Foot-dragging on open records
By Jonathan Small
Is it too much to expect that public records be readily available to the public? The answer to that question is obvious, yet the default setting for many government entities is to withhold information, delay its release, and obscure transparency when they do.
The University of Oklahoma has not been the worst offender, but it could do much better. To its credit, the university did respond promptly to one request submitted by the Oklahoma Council of Public Affairs. In case you were wondering, OU paid the journalist Soledad O'Brien $50,000 for this year’s commencement address.
But in other areas, the college appears to be in foot-dragging mode.
Like many colleges and universities, OU has a “bias reporting hotline” that allows any aggrieved or offended party to anonymously inform on students or employees. OU has an “Office of Diversity and Inclusion” with a “Bias Response Committee” (BRC) whose purpose is “to evaluate and deliberate on bias and discrimination reports” received through the hotline. “The BRC will review and provide guidance to Office of Diversity and Inclusion and other collaborating units on how to deal with specific incident reports.”
Nationally, these hotlines have been a source of controversy because they can effectively chill free speech. Also, a system in which people may be targeted for scrutiny based on anonymous complaints can easily be abused. At the University of Michigan, an organization called Speech First sued the school over its use of anonymous reports to the bias response team, among other things.
Thus, OCPA has sought to learn what kinds of incident reports have come in at OU and how they were dealt with. So far, college officials refuse to say.

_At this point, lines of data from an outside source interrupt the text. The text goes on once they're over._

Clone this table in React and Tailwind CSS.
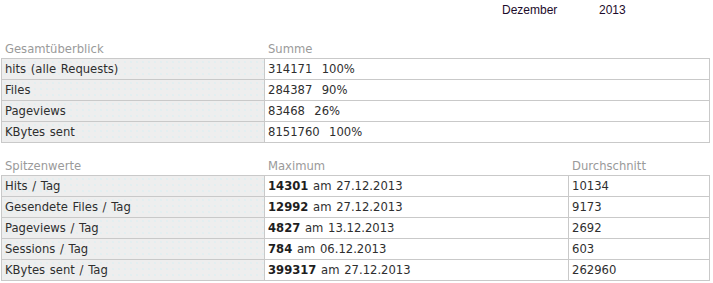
export default function App() {
  const font = "font-['DejaVu_Sans',sans-serif] text-[11.6px] [word-spacing:1px]";
  const dots =
    "bg-[#eeeeee] bg-[radial-gradient(circle,#d6eef2_0.6px,transparent_0.8px)] bg-[length:6px_6px]";
  const overview = [
    ["hits (alle Requests)", "314171", "100%"],
    ["Files", "284387", "90%"],
    ["Pageviews", "83468", "26%"],
    ["KBytes sent", "8151760", "100%"],
  ];
  const peaks = [
    ["Hits / Tag", "14301", "27.12.2013", "10134"],
    ["Gesendete Files / Tag", "12992", "27.12.2013", "9173"],
    ["Pageviews / Tag", "4827", "13.12.2013", "2692"],
    ["Sessions / Tag", "784", "06.12.2013", "603"],
    ["KBytes sent / Tag", "399317", "27.12.2013", "262960"],
  ];
  return (
    <div className={`${font} bg-white w-[713px] h-[283px] text-[#2e2e2e]`}>
      <div className="flex pt-[2px] h-[18px] pl-[502px] font-['Liberation_Sans',Arial,sans-serif] text-[12px] leading-[16px] text-[#1c0b2b] [word-spacing:0px]">
        <span className="w-[97px]">Dezember</span>
        <span>2013</span>
      </div>

      <div className="mt-[20px] ml-[1px] w-[709px]">
        <div className="grid grid-cols-[263px_1fr] h-[20px] leading-[16px] text-[#9a9a9a]">
          <div className="pl-[4px] pt-[3px]">Gesamtüberblick</div>
          <div className="pl-[4px] pt-[3px]">Summe</div>
        </div>
        <div className="grid grid-cols-[262px_1fr] gap-[1px] p-[1px] bg-[#c9c9c9] leading-[16px]">
          {overview.map(([label, value, pct]) => (
            <div key={label} className="contents">
              <div className={`${dots} h-[20px] pl-[3px] pt-[2px]`}>{label}</div>
              <div className="bg-white h-[20px] pl-[3px] pt-[2px] whitespace-pre">
                {value}
                {"  "}
                {pct}
              </div>
            </div>
          ))}
        </div>
      </div>

      <div className="mt-[12px] ml-[1px] w-[709px]">
        <div className="grid grid-cols-[263px_304px_1fr] h-[20px] leading-[16px] text-[#9a9a9a]">
          <div className="pl-[4px] pt-[3px]">Spitzenwerte</div>
          <div className="pl-[4px] pt-[3px]">Maximum</div>
          <div className="pl-[4px] pt-[3px]">Durchschnitt</div>
        </div>
        <div className="grid grid-cols-[262px_303px_1fr] gap-[1px] p-[1px] bg-[#c9c9c9] leading-[16px]">
          {peaks.map(([label, max, date, avg]) => (
            <div key={label} className="contents">
              <div className={`${dots} h-[20px] pl-[3px] pt-[2px]`}>{label}</div>
              <div className="bg-white h-[20px] pl-[3px] pt-[2px]">
                <span className="font-bold text-[#1e1e1e]">{max}</span> am {date}
              </div>
              <div className="bg-white h-[20px] pl-[3px] pt-[2px]">{avg}</div>
            </div>
          ))}
        </div>
      </div>
    </div>
  );
}
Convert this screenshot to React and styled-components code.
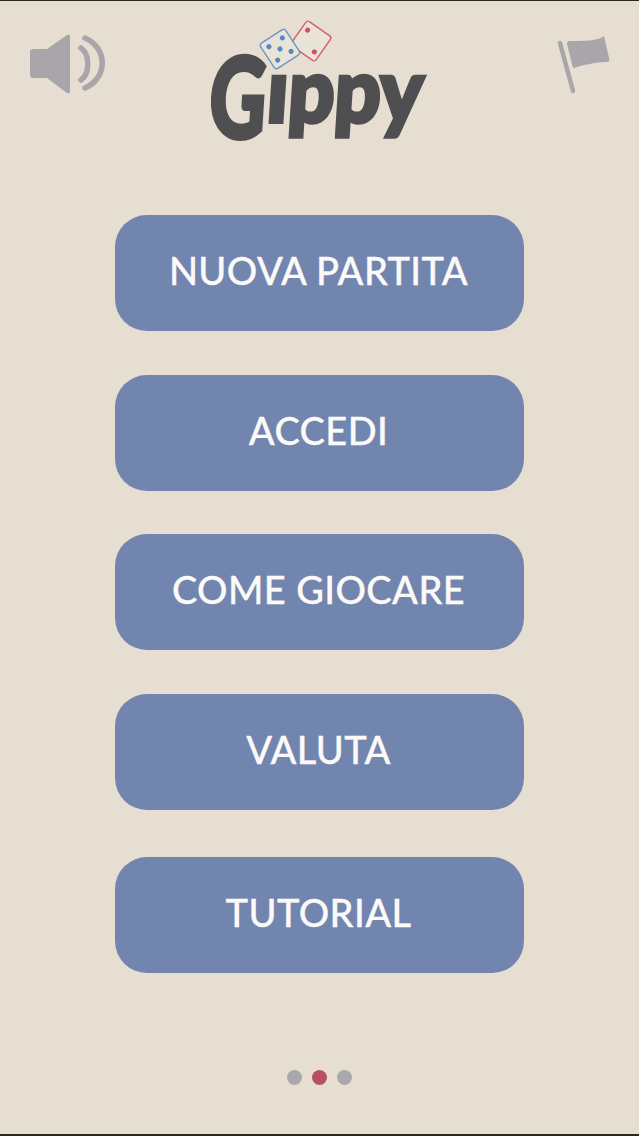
import React from "react"
import styled, { createGlobalStyle } from "styled-components"

const menu = [
    { label: "NUOVA PARTITA", gap: 44 },
    { label: "ACCEDI", gap: 43 },
    { label: "COME GIOCARE", gap: 44 },
    { label: "VALUTA", gap: 47 },
    { label: "TUTORIAL", gap: 0 },
]

const SoundIcon = () => (
    <svg width="80" height="62" viewBox="0 0 80 62">
        <path
            d="M5 16h14L39 2c2-1 3 0 3 2v54c0 2-1 3-3 2L19 45H5c-2 0-3-1-3-3V19c0-2 1-3 3-3z"
            fill="#a8a5ab"
        />
        <path
            d="M53 15c9 6 9 26 0 32M57 5c23 10 23 40 0 50"
            fill="none"
            stroke="#a8a5ab"
            strokeWidth="5.5"
            strokeLinecap="round"
        />
    </svg>
)

const FlagIcon = () => (
    <svg width="56" height="62" viewBox="0 0 56 62">
        <path d="M4 10l13 48" stroke="#a8a5ab" strokeWidth="4.5" strokeLinecap="round" />
        <path
            d="M11 11c0-2 1-3 3-3 10 0 20 0 28-2 3-1 5-2 6-3l5 22c1 3 0 4-3 4-10 0-22 3-33 6z"
            fill="#a8a5ab"
        />
    </svg>
)

const Dice = () => (
    <svg width="76" height="52" viewBox="0 0 76 52">
        <g transform="translate(54 23) rotate(35)">
            <rect x="-15" y="-15" width="30" height="30" rx="3" fill="#e9e3d8" stroke="#d4606d" strokeWidth="1.4" />
            <circle cx="-9" cy="-7" r="2.5" fill="#d4505f" />
            <circle cx="9" cy="7" r="2.5" fill="#d4505f" />
        </g>
        <g transform="translate(23 31) rotate(-33)">
            <rect x="-15" y="-15" width="30" height="30" rx="3" fill="#e9e3d8" stroke="#6f93c8" strokeWidth="1.4" />
            <circle cx="-8" cy="-8" r="2.5" fill="#5588c4" />
            <circle cx="8" cy="-8" r="2.5" fill="#5588c4" />
            <circle cx="0" cy="0" r="2.5" fill="#5588c4" />
            <circle cx="-8" cy="8" r="2.5" fill="#5588c4" />
            <circle cx="8" cy="8" r="2.5" fill="#5588c4" />
        </g>
    </svg>
)

const App = () => {
    return (
        <>
            <GlobalStyle />
            <Screen>
                <Header>
                    <IconSlot side="start">
                        <SoundIcon />
                    </IconSlot>
                    <Logo>
                        <LogoText>
                            <LogoCap>G</LogoCap>
                            <LogoRest>ıppy</LogoRest>
                        </LogoText>
                        <DiceSlot>
                            <Dice />
                        </DiceSlot>
                    </Logo>
                    <IconSlot side="end">
                        <FlagIcon />
                    </IconSlot>
                </Header>
                <Menu>
                    {menu.map(item => (
                        <MenuButton key={item.label} $gap={item.gap}>
                            {item.label}
                        </MenuButton>
                    ))}
                </Menu>
                <Pager>
                    <Dot />
                    <Dot $active />
                    <Dot />
                </Pager>
            </Screen>
        </>
    )
}

export default App

const GlobalStyle = createGlobalStyle`
    body {
        margin: 0;
        background: #e6dfd1;
    }
`

const Screen = styled.div`
    display: flex;
    flex-direction: column;
    box-sizing: border-box;
    height: 1136px;
    background: #e6dfd1;
    border-top: 1px solid #2b2622;
    border-bottom: 2px solid #2b2622;
    overflow: hidden;
    font-family: "Lato", "Liberation Sans", sans-serif;
`

const Header = styled.header`
    display: grid;
    grid-template-columns: 1fr auto 1fr;
    align-items: start;
    height: 214px;
    padding: 32px 27px 0 28px;
    box-sizing: border-box;
`

const IconSlot = styled.div`
    justify-self: ${props => props.side};
    line-height: 0;
`

const Logo = styled.div`
    position: relative;
    width: 218px;
    margin-top: 3px;
`

const DiceSlot = styled.div`
    position: absolute;
    top: -18px;
    left: 46px;
    line-height: 0;
`

const LogoText = styled.div`
    display: flex;
    align-items: flex-start;
    height: 100px;
    font-weight: 900;
    color: #4f4f51;
    white-space: nowrap;
    -webkit-text-stroke: 4px #4f4f51;
`

const LogoCap = styled.span`
    font-size: 112px;
    line-height: 100px;
    width: 56px;
    transform-origin: left top;
    transform: translate(2px, 9px) scaleX(0.7) skewX(-5deg);
`

const LogoRest = styled.span`
    font-size: 88px;
    line-height: 100px;
    letter-spacing: 0;
    transform-origin: left top;
    transform: translate(4px, 2px) scaleX(0.92) skewX(-4deg);
`

const Menu = styled.nav`
    display: flex;
    flex-direction: column;
    align-items: center;
`

const MenuButton = styled.button`
    width: 409px;
    height: 116px;
    margin-bottom: ${props => props.$gap}px;
    border: 0;
    border-radius: 32px;
    background: #7285ae;
    color: #fbfaf8;
    font-family: inherit;
    font-weight: 500;
    font-size: 38px;
    letter-spacing: 0.4px;
    -webkit-text-stroke: 0.3px #fbfaf8;
    padding: 0 2px 7px 0;
`

const Pager = styled.div`
    display: flex;
    justify-content: center;
    gap: 10px;
    margin-top: 97px;
`

const Dot = styled.span`
    width: 15px;
    height: 15px;
    border-radius: 50%;
    background: ${props => (props.$active ? "#b9505f" : "#a9a9ab")};
`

Since last summer, OCPA has sought through open-records requests to learn details about cases reported to the bias hotline. Because the hotline is financed with public funds, it is subject to disclosure, but you wouldn’t know it from OU’s response.
Our request was only for case details, and allowed the school to redact any personally identifying information contained in a report. Yet the school provided only a summary statistical report covering two years’ worth of calls, and declined to provide case specifics.
In March of this year OCPA made an updated open-records request, asking for the case files of all the reports received since the hotline’s launch in 2016, again allowing for redaction of personal information. We’ve gotten no response.
OU’s interim president, longtime David Boren staffer Joe Harroz Jr., has touted transparency, and schools in other states have produced similar reports to watchdog groups. Why has OU not done the same? One possibility is the documents would show most complaints are frivolous, which would raise the question of why the school needs to fund the hotline. But a more worrisome possibility is that the system has been abused and used as a tool of coercion or free-speech suppression. I hope that’s not the case, but OU’s continued silence doesn’t inspire confidence.
Jonathan Small serves as president of the Oklahoma Council of Public Affairs.